Recorded information =>
>> start

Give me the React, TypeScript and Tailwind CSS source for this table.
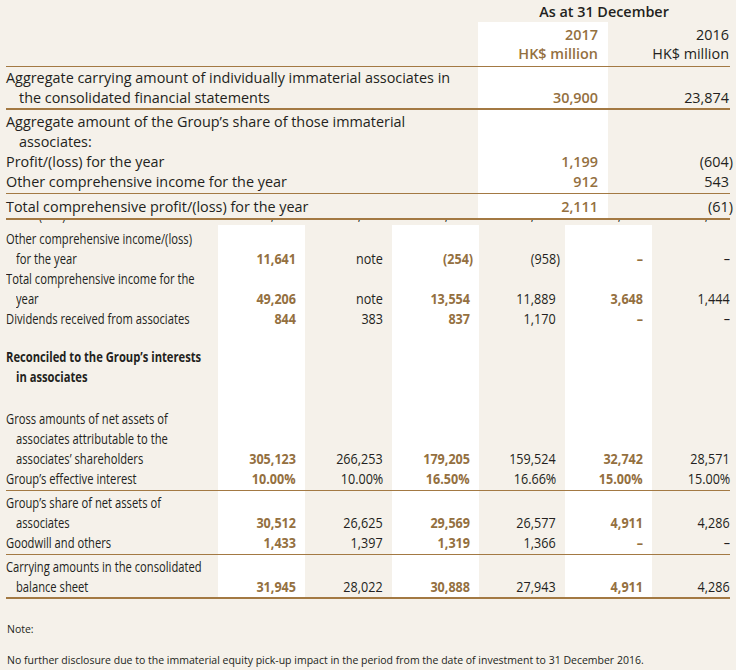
import React from "react";

type Cell = string | null;

const BROWN = "text-[#94703f]";

function Val({ v, hi, bold }: { v: Cell; hi?: boolean; bold?: boolean }) {
  if (!v) return null;
  const hang = v.endsWith(")") ? "-mr-[4px]" : "";
  return <span className={`${hang} ${hi ? `${BROWN} ${bold ? "font-bold" : "font-semibold"}` : ""}`}>{v}</span>;
}

// condensed look: the face is narrowed with scale-x, because no condensed family is installed
function Narrow({ children, right, bold }: { children: React.ReactNode; right?: boolean; bold?: boolean }) {
  return (
    <span
      className={`inline-block whitespace-nowrap ${right ? "origin-right scale-x-[0.9]" : "origin-left scale-x-[0.8]"} ${bold ? "font-bold" : ""}`}
    >
      {children}
    </span>
  );
}

function TopRow({ lines, a, b, pad, border }: { lines: string[]; a?: Cell; b?: Cell; pad: string; border: string }) {
  return (
    <div className={`grid grid-cols-[472px_130px_122px] ${border}`}>
      <div className={pad}>
        {lines.map((l, i) => (
          <div key={i} className={i > 0 ? "pl-[13px]" : ""}>{l}</div>
        ))}
      </div>
      <div className={`${pad} bg-white flex flex-col justify-end items-end pr-[10px]`}>
        <Val v={a ?? null} hi />
      </div>
      <div className={`${pad} flex flex-col justify-end items-end pr-px`}>
        <Val v={b ?? null} />
      </div>
    </div>
  );
}

function BRow({ lines, vals, pad, border = "", bold }: { lines: string[]; vals?: Cell[]; pad: string; border?: string; bold?: boolean }) {
  const v = vals ?? [null, null, null, null, null, null];
  return (
    <div className={`grid grid-cols-[212px_87px_87px_87px_86px_87px_78px] ${border}`}>
      <div className={pad}>
        {lines.map((l, i) => (
          <div key={i} className={i > 0 ? "pl-[10px]" : ""}>
            <Narrow bold={bold}>{l}</Narrow>
          </div>
        ))}
      </div>
      {v.map((x, i) => (
        <div
          key={i}
          className={`${pad} flex flex-col justify-end items-end ${i % 2 === 0 ? "bg-white" : ""} ${i === 5 ? "pr-0" : "pr-[9px]"}`}
        >
          {x && (
            <Narrow right>
              <Val v={x} hi={i % 2 === 0} bold />
            </Narrow>
          )}
        </div>
      ))}
    </div>
  );
}

export default function App() {
  return (
    <div className="w-[736px] h-[670px] overflow-hidden bg-[#f5f1ea] text-[#231f20] font-['Open_Sans',sans-serif]">
      <div className="px-[6px]">
        {/* top table */}
        <div className="text-[14.4px] leading-[20px]">
          <div className="grid grid-cols-[472px_252px] h-[22px]">
            <div />
            <div className="text-center font-semibold leading-[22px] pt-px">As at 31 December</div>
          </div>
          <div className="grid grid-cols-[472px_130px_122px] border-b border-[#a37943] leading-[19px]">
            <div />
            <div className={`bg-white pt-[3px] pb-[3px] pr-[10px] text-right ${BROWN} font-semibold`}>
              <div>2017</div>
              <div>HK$ million</div>
            </div>
            <div className="pt-[3px] pb-[3px] pr-px text-right">
              <div>2016</div>
              <div>HK$ million</div>
            </div>
          </div>
          <TopRow
            lines={["Aggregate carrying amount of individually immaterial associates in", "the consolidated financial statements"]}
            a="30,900"
            b="23,874"
            pad="pt-px pb-0"
            border="border-b-2 border-[#a37943]"
          />
          <TopRow lines={["Aggregate amount of the Group’s share of those immaterial", "associates:"]} pad="pt-[2px]" border="" />
          <TopRow lines={["Profit/(loss) for the year"]} a="1,199" b="(604)" pad="" border="" />
          <TopRow
            lines={["Other comprehensive income for the year"]}
            a="912"
            b="543"
            pad="pb-px"
            border="border-b border-[#a37943]"
          />
          <TopRow
            lines={["Total comprehensive profit/(loss) for the year"]}
            a="2,111"
            b="(61)"
            pad="pt-[3px] pb-px"
            border="border-b-2 border-[#a37943]"
          />
        </div>

        {/* bottom table */}
        <div className="text-[14px] leading-[20px]">
          {/* only the tails of the row above peek out here */}
          <div className="grid grid-cols-[212px_87px_87px_87px_86px_87px_78px] h-[5px] overflow-hidden text-transparent">
            <div className="-mt-[15px]">
              <Narrow>
                Profit/<span className="text-[#231f20]">(</span>loss<span className="text-[#231f20]">)</span> for the year
              </Narrow>
            </div>
            {["38,565", "32,412", "37,808", "35,847", "26,311", "23,874"].map((x, i) => (
              <div key={i} className={`-mt-[15px] text-right ${i === 5 ? "" : "pr-[9px]"}`}>
                <Narrow right>
                  {x.slice(0, 2)}
                  <span className="text-[#231f20]">,</span>
                  {x.slice(3)}
                </Narrow>
              </div>
            ))}
          </div>
          <BRow
            lines={["Other comprehensive income/(loss)", "for the year"]}
            vals={["11,641", "note", "(254)", "(958)", "–", "–"]}
            pad="pt-[4px]"
          />
          <BRow
            lines={["Total comprehensive income for the", "year"]}
            vals={["49,206", "note", "13,554", "11,889", "3,648", "1,444"]}
            pad=""
          />
          <BRow lines={["Dividends received from associates"]} vals={["844", "383", "837", "1,170", "–", "–"]} pad="" />
          <BRow lines={[]} pad="h-[18px]" />
          <BRow lines={["Reconciled to the Group’s interests", "in associates"]} pad="" bold />
          <BRow lines={[]} pad="h-[22px]" />
          <BRow
            lines={["Gross amounts of net assets of", "associates attributable to the", "associates’ shareholders"]}
            vals={["305,123", "266,253", "179,205", "159,524", "32,742", "28,571"]}
            pad=""
          />
          <BRow
            lines={["Group’s effective interest"]}
            vals={["10.00%", "10.00%", "16.50%", "16.66%", "15.00%", "15.00%"]}
            pad="pb-px"
            border="border-b border-[#a37943]"
          />
          <BRow
            lines={["Group’s share of net assets of", "associates"]}
            vals={["30,512", "26,625", "29,569", "26,577", "4,911", "4,286"]}
            pad="pt-[2px]"
          />
          <BRow
            lines={["Goodwill and others"]}
            vals={["1,433", "1,397", "1,319", "1,366", "–", "–"]}
            pad="pb-px"
            border="border-b border-[#a37943]"
          />
          <BRow
            lines={["Carrying amounts in the consolidated", "balance sheet"]}
            vals={["31,945", "28,022", "30,888", "27,943", "4,911", "4,286"]}
            pad="pt-[2px]"
            border="border-b-2 border-[#a37943]"
          />
        </div>

        <div className="text-[10.5px] leading-[14px] pl-px">
          <div className="mt-[23px]">Note:</div>
          <div className="mt-[17px]">
            No further disclosure due to the immaterial equity pick-up impact in the period from the date of investment to 31 December 2016.
          </div>
        </div>
      </div>
    </div>
  );
}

>> end

Problem to solve => Copy every line above word for word and exclude the pictures.

Task result =>
Give me the React, TypeScript and Tailwind CSS source for this table.
import React from "react";

type Cell = string | null;

const BROWN = "text-[#94703f]";

function Val({ v, hi, bold }: { v: Cell; hi?: boolean; bold?: boolean }) {
  if (!v) return null;
  const hang = v.endsWith(")") ? "-mr-[4px]" : "";
  return <span className={`${hang} ${hi ? `${BROWN} ${bold ? "font-bold" : "font-semibold"}` : ""}`}>{v}</span>;
}

// condensed look: the face is narrowed with scale-x, because no condensed family is installed
function Narrow({ children, right, bold }: { children: React.ReactNode; right?: boolean; bold?: boolean }) {
  return (
    <span
      className={`inline-block whitespace-nowrap ${right ? "origin-right scale-x-[0.9]" : "origin-left scale-x-[0.8]"} ${bold ? "font-bold" : ""}`}
    >
      {children}
    </span>
  );
}

function TopRow({ lines, a, b, pad, border }: { lines: string[]; a?: Cell; b?: Cell; pad: string; border: string }) {
  return (
    <div className={`grid grid-cols-[472px_130px_122px] ${border}`}>
      <div className={pad}>
        {lines.map((l, i) => (
          <div key={i} className={i > 0 ? "pl-[13px]" : ""}>{l}</div>
        ))}
      </div>
      <div className={`${pad} bg-white flex flex-col justify-end items-end pr-[10px]`}>
        <Val v={a ?? null} hi />
      </div>
      <div className={`${pad} flex flex-col justify-end items-end pr-px`}>
        <Val v={b ?? null} />
      </div>
    </div>
  );
}

function BRow({ lines, vals, pad, border = "", bold }: { lines: string[]; vals?: Cell[]; pad: string; border?: string; bold?: boolean }) {
  const v = vals ?? [null, null, null, null, null, null];
  return (
    <div className={`grid grid-cols-[212px_87px_87px_87px_86px_87px_78px] ${border}`}>
      <div className={pad}>
        {lines.map((l, i) => (
          <div key={i} className={i > 0 ? "pl-[10px]" : ""}>
            <Narrow bold={bold}>{l}</Narrow>
          </div>
        ))}
      </div>
      {v.map((x, i) => (
        <div
          key={i}
          className={`${pad} flex flex-col justify-end items-end ${i % 2 === 0 ? "bg-white" : ""} ${i === 5 ? "pr-0" : "pr-[9px]"}`}
        >
          {x && (
            <Narrow right>
              <Val v={x} hi={i % 2 === 0} bold />
            </Narrow>
          )}
        </div>
      ))}
    </div>
  );
}

export default function App() {
  return (
    <div className="w-[736px] h-[670px] overflow-hidden bg-[#f5f1ea] text-[#231f20] font-['Open_Sans',sans-serif]">
      <div className="px-[6px]">
        {/* top table */}
        <div className="text-[14.4px] leading-[20px]">
          <div className="grid grid-cols-[472px_252px] h-[22px]">
            <div />
            <div className="text-center font-semibold leading-[22px] pt-px">As at 31 December</div>
          </div>
          <div className="grid grid-cols-[472px_130px_122px] border-b border-[#a37943] leading-[19px]">
            <div />
            <div className={`bg-white pt-[3px] pb-[3px] pr-[10px] text-right ${BROWN} font-semibold`}>
              <div>2017</div>
              <div>HK$ million</div>
            </div>
            <div className="pt-[3px] pb-[3px] pr-px text-right">
              <div>2016</div>
              <div>HK$ million</div>
            </div>
          </div>
          <TopRow
            lines={["Aggregate carrying amount of individually immaterial associates in", "the consolidated financial statements"]}
            a="30,900"
            b="23,874"
            pad="pt-px pb-0"
            border="border-b-2 border-[#a37943]"
          />
          <TopRow lines={["Aggregate amount of the Group’s share of those immaterial", "associates:"]} pad="pt-[2px]" border="" />
          <TopRow lines={["Profit/(loss) for the year"]} a="1,199" b="(604)" pad="" border="" />
          <TopRow
            lines={["Other comprehensive income for the year"]}
            a="912"
            b="543"
            pad="pb-px"
            border="border-b border-[#a37943]"
          />
          <TopRow
            lines={["Total comprehensive profit/(loss) for the year"]}
            a="2,111"
            b="(61)"
            pad="pt-[3px] pb-px"
            border="border-b-2 border-[#a37943]"
          />
        </div>

        {/* bottom table */}
        <div className="text-[14px] leading-[20px]">
          {/* only the tails of the row above peek out here */}
          <div className="grid grid-cols-[212px_87px_87px_87px_86px_87px_78px] h-[5px] overflow-hidden text-transparent">
            <div className="-mt-[15px]">
              <Narrow>
                Profit/<span className="text-[#231f20]">(</span>loss<span className="text-[#231f20]">)</span> for the year
              </Narrow>
            </div>
            {["38,565", "32,412", "37,808", "35,847", "26,311", "23,874"].map((x, i) => (
              <div key={i} className={`-mt-[15px] text-right ${i === 5 ? "" : "pr-[9px]"}`}>
                <Narrow right>
                  {x.slice(0, 2)}
                  <span className="text-[#231f20]">,</span>
                  {x.slice(3)}
                </Narrow>
              </div>
            ))}
          </div>
          <BRow
            lines={["Other comprehensive income/(loss)", "for the year"]}
            vals={["11,641", "note", "(254)", "(958)", "–", "–"]}
            pad="pt-[4px]"
          />
          <BRow
            lines={["Total comprehensive income for the", "year"]}
            vals={["49,206", "note", "13,554", "11,889", "3,648", "1,444"]}
            pad=""
          />
          <BRow lines={["Dividends received from associates"]} vals={["844", "383", "837", "1,170", "–", "–"]} pad="" />
          <BRow lines={[]} pad="h-[18px]" />
          <BRow lines={["Reconciled to the Group’s interests", "in associates"]} pad="" bold />
          <BRow lines={[]} pad="h-[22px]" />
          <BRow
            lines={["Gross amounts of net assets of", "associates attributable to the", "associates’ shareholders"]}
            vals={["305,123", "266,253", "179,205", "159,524", "32,742", "28,571"]}
            pad=""
          />
          <BRow
            lines={["Group’s effective interest"]}
            vals={["10.00%", "10.00%", "16.50%", "16.66%", "15.00%", "15.00%"]}
            pad="pb-px"
            border="border-b border-[#a37943]"
          />
          <BRow
            lines={["Group’s share of net assets of", "associates"]}
            vals={["30,512", "26,625", "29,569", "26,577", "4,911", "4,286"]}
            pad="pt-[2px]"
          />
          <BRow
            lines={["Goodwill and others"]}
            vals={["1,433", "1,397", "1,319", "1,366", "–", "–"]}
            pad="pb-px"
            border="border-b border-[#a37943]"
          />
          <BRow
            lines={["Carrying amounts in the consolidated", "balance sheet"]}
            vals={["31,945", "28,022", "30,888", "27,943", "4,911", "4,286"]}
            pad="pt-[2px]"
            border="border-b-2 border-[#a37943]"
          />
        </div>

        <div className="text-[10.5px] leading-[14px] pl-px">
          <div className="mt-[23px]">Note:</div>
          <div className="mt-[17px]">
            No further disclosure due to the immaterial equity pick-up impact in the period from the date of investment to 31 December 2016.
          </div>
        </div>
      </div>
    </div>
  );
}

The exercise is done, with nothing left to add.